The intermittent nature of wind and solar make those sources difficult to rely upon for baseload.

Demand for electricity typically peaks in the evening, as people arrive home from work and turn on lights, fire up home electronics, and prepare meals. Electricity production from renewables typically peaks during the day, when the sun is brightest.

Further adding to the challenge, electricity usage will increase dramatically in coming years as gasoline-powered cars and trucks are replaced by electric vehicles.

One popular idea for solving the baseload challenge is to develop large-scale battery storage facilities. This could allow excess, renewable-generated power produced during the day to be stored until peak demand in the evening.

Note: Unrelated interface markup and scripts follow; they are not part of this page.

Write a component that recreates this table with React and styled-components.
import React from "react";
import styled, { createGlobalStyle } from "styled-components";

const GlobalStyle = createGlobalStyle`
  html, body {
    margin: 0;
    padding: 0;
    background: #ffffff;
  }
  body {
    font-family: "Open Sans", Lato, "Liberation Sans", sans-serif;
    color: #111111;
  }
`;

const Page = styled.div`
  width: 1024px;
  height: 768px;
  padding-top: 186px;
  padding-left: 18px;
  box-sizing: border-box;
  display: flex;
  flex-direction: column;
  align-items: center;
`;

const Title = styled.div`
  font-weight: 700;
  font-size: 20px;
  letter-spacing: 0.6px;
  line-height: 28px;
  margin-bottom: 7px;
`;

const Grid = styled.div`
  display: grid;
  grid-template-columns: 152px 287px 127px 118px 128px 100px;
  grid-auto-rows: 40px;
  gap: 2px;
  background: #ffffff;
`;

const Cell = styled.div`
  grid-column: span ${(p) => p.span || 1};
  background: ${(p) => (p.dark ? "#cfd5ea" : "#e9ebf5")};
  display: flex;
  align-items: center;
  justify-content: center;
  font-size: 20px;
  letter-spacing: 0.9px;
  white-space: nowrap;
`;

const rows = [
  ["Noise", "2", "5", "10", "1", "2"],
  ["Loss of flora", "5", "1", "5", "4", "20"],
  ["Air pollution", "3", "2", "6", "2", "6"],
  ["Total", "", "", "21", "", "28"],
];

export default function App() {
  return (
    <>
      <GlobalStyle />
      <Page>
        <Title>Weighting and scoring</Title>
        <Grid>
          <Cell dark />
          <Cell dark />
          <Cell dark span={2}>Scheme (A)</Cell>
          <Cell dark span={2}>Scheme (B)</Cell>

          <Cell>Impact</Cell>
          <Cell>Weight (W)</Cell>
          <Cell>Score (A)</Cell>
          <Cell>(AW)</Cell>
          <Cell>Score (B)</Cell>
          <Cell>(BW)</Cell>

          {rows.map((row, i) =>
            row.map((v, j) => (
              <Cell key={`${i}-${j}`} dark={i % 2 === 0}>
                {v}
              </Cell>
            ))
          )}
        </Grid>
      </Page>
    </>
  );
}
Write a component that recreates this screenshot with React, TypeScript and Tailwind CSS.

However, that solution is still largely conceptual, presenting technical and financial hurdles.

Sarah Osgood, chair of the clean power committee and recently named Executive Director of the New York Climate Action Council, argued that although we do not have the answer, we cannot afford to delay the transition.

“Not all solutions are yet known and the transition requires innovative and holistic planning,” Osgood told committee members.

Solving the baseload challenge will be critical in determining whether or not New York, and the rest of the world, can successfully move to a zero-carbon future.